[Exercise requirements]:
Looking at the listing beneath, work out how many lines hold "Tailwind" and report only that figure.

[Items from a data source]
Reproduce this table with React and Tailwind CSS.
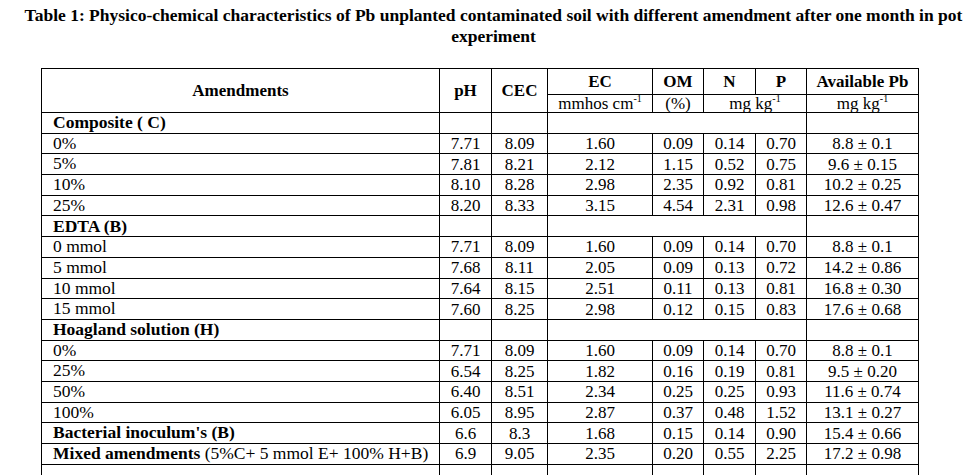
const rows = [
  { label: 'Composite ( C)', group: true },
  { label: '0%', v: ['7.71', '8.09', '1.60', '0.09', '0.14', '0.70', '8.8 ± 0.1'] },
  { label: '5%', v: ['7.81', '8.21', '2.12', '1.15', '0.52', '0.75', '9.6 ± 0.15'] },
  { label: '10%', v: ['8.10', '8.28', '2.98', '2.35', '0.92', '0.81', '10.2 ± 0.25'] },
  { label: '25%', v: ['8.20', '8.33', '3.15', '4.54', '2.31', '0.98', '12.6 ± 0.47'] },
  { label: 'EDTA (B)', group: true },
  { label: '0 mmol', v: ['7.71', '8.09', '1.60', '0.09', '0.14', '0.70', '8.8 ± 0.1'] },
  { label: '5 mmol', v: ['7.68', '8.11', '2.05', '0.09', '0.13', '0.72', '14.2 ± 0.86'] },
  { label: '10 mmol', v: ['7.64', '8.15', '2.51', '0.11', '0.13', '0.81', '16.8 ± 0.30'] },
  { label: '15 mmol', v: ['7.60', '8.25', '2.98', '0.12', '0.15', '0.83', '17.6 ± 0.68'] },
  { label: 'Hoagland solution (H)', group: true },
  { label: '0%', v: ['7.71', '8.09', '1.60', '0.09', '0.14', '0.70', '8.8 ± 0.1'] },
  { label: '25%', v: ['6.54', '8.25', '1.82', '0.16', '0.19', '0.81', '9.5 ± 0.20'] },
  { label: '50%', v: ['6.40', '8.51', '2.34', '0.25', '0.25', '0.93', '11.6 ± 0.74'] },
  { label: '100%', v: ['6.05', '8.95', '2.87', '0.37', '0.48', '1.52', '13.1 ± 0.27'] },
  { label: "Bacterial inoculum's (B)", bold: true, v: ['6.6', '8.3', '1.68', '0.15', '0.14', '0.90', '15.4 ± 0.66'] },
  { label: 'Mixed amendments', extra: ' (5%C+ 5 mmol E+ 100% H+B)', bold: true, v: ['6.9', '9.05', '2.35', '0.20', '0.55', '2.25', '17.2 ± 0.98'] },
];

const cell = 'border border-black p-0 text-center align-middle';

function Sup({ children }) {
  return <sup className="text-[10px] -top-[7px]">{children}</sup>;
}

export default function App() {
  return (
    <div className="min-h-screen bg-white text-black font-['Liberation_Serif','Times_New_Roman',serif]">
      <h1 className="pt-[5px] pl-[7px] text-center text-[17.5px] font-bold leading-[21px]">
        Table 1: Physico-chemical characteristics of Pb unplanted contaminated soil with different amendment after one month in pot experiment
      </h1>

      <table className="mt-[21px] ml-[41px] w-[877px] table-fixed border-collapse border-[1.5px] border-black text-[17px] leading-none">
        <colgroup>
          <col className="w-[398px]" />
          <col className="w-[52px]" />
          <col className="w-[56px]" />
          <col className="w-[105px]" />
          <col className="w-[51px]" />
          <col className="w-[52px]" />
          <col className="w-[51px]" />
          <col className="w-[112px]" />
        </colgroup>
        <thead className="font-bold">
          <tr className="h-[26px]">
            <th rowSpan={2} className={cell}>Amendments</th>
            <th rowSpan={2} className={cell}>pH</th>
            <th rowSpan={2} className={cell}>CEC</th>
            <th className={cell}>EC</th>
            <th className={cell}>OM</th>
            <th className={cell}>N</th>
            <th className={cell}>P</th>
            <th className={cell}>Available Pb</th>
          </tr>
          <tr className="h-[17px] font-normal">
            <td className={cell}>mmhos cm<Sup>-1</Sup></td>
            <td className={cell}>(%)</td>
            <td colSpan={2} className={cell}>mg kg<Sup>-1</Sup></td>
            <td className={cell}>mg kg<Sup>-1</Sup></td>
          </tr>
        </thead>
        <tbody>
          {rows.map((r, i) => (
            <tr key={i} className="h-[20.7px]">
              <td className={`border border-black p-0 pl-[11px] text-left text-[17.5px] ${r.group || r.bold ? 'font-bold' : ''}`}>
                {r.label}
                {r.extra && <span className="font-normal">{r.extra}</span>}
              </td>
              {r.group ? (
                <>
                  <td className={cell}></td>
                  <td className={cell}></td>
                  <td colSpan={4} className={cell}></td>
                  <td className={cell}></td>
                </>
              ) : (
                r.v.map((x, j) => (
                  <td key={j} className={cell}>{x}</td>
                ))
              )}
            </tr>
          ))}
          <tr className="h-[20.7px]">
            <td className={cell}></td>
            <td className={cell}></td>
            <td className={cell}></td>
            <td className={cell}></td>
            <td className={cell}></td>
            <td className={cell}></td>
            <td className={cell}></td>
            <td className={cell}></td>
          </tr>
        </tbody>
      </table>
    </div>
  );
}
* * *
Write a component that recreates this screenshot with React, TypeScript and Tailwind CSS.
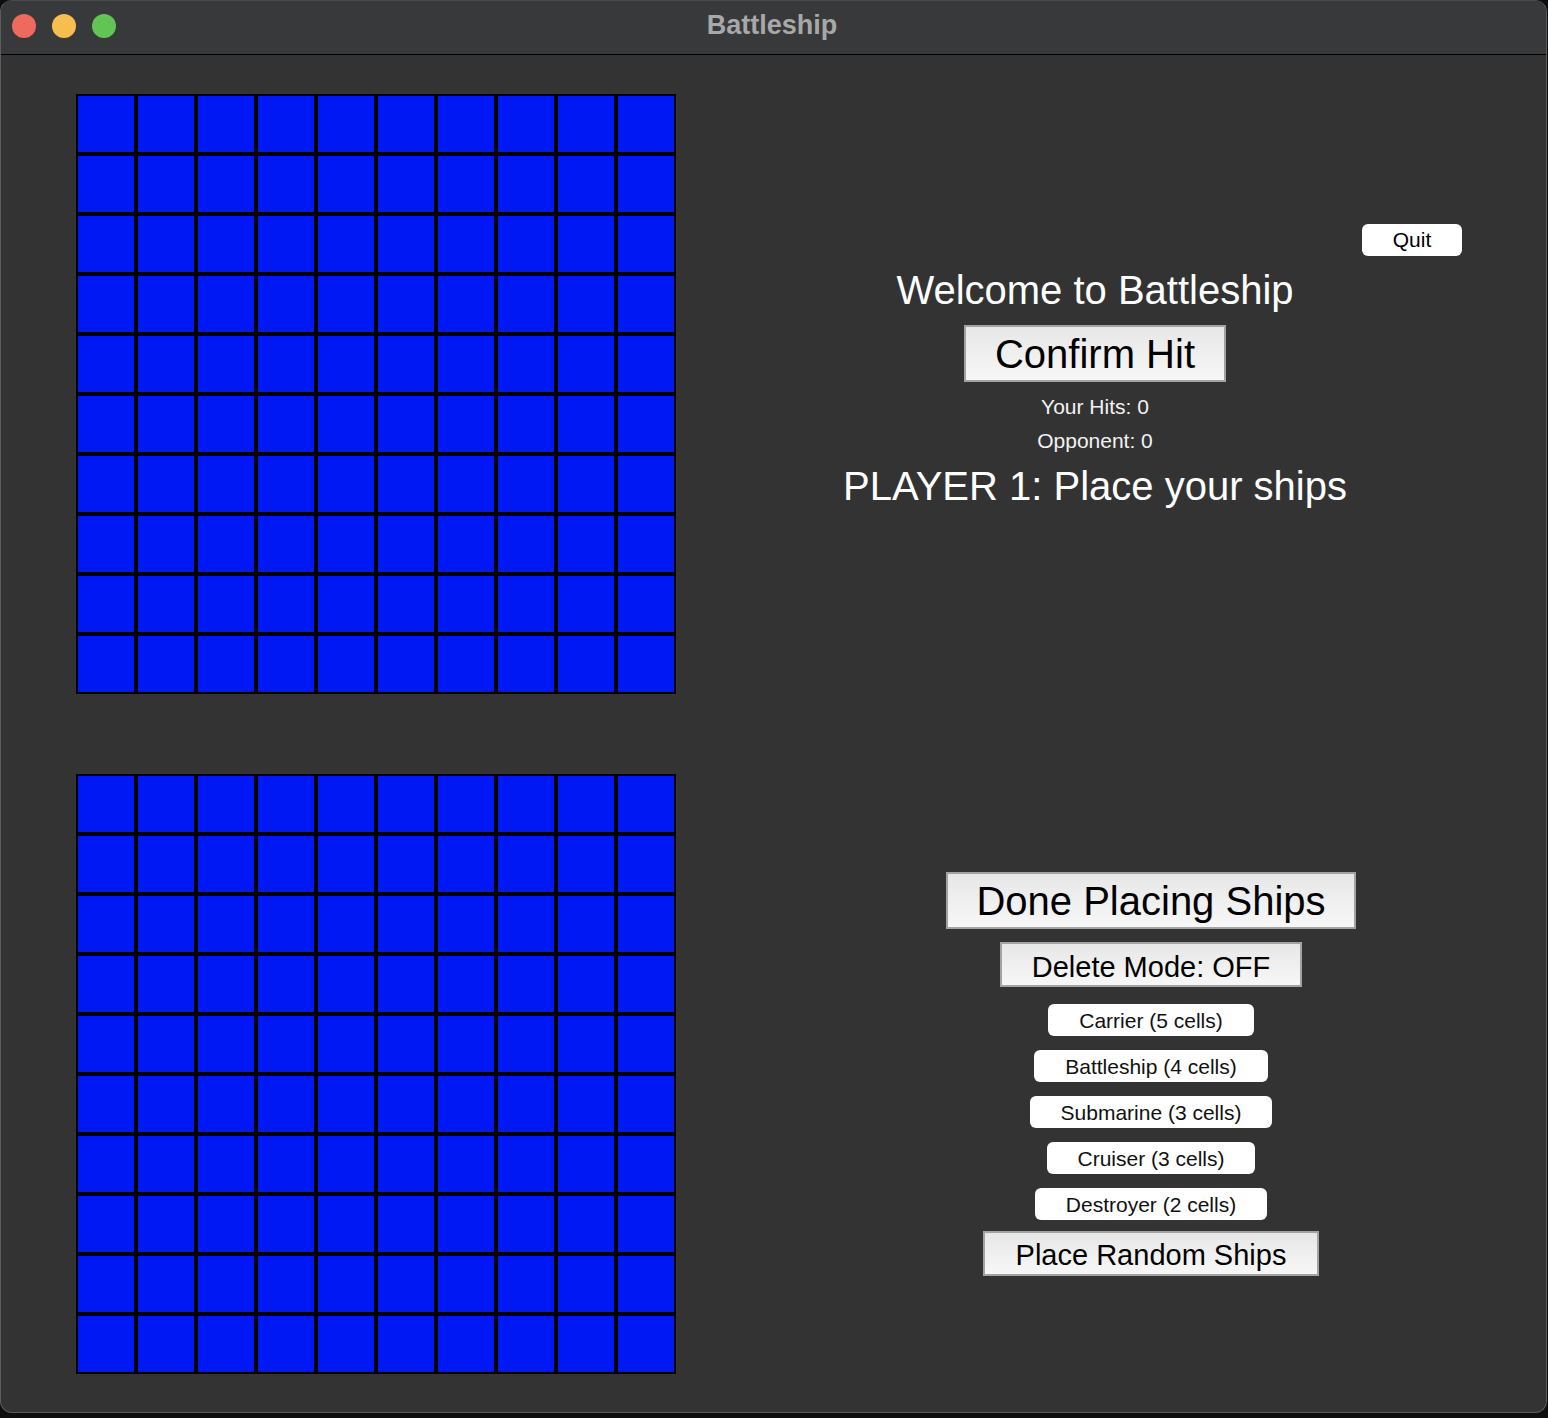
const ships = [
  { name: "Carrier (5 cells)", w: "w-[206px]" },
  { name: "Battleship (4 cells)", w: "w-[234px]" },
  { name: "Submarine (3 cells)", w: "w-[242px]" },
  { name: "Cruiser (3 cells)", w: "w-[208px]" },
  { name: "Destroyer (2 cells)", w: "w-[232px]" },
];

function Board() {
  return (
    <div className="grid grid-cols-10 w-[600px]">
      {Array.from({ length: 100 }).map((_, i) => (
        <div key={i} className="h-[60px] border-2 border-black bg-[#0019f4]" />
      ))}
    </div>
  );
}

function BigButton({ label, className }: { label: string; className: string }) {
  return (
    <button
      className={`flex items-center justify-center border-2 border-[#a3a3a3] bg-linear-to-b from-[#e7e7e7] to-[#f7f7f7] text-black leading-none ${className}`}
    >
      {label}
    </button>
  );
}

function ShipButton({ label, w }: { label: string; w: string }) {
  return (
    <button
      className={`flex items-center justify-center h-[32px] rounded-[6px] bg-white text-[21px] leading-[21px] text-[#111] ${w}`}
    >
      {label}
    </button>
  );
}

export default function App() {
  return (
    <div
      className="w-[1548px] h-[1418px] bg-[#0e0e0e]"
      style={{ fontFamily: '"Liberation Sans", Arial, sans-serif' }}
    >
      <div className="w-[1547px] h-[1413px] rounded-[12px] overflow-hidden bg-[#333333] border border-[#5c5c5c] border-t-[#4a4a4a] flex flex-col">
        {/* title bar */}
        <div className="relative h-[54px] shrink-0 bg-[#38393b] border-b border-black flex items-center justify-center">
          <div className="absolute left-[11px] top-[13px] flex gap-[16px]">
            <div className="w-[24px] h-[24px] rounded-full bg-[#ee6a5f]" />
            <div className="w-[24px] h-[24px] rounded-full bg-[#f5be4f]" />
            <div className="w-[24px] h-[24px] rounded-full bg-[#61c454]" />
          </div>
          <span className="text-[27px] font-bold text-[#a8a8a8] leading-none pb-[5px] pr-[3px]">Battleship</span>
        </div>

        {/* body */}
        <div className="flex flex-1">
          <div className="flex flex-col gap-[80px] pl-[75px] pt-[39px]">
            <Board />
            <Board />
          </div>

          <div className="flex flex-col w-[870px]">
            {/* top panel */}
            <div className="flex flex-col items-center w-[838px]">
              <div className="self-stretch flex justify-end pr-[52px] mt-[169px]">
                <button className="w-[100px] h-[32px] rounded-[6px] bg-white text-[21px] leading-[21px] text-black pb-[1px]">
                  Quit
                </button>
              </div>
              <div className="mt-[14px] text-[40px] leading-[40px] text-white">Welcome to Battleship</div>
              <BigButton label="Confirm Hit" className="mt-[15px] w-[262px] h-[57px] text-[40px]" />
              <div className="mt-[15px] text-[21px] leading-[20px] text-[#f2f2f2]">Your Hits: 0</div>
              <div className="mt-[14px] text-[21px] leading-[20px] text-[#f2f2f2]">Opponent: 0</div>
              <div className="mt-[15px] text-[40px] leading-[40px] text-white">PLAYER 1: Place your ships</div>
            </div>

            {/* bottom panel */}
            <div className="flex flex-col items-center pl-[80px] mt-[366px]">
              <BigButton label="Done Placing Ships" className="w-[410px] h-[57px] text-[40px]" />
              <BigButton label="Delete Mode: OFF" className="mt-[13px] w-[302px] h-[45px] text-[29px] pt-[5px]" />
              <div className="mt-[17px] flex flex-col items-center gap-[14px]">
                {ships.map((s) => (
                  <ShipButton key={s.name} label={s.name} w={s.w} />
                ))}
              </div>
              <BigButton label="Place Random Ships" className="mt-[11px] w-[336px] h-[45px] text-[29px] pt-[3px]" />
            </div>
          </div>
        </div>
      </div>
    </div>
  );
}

[Output for this exercise]:
2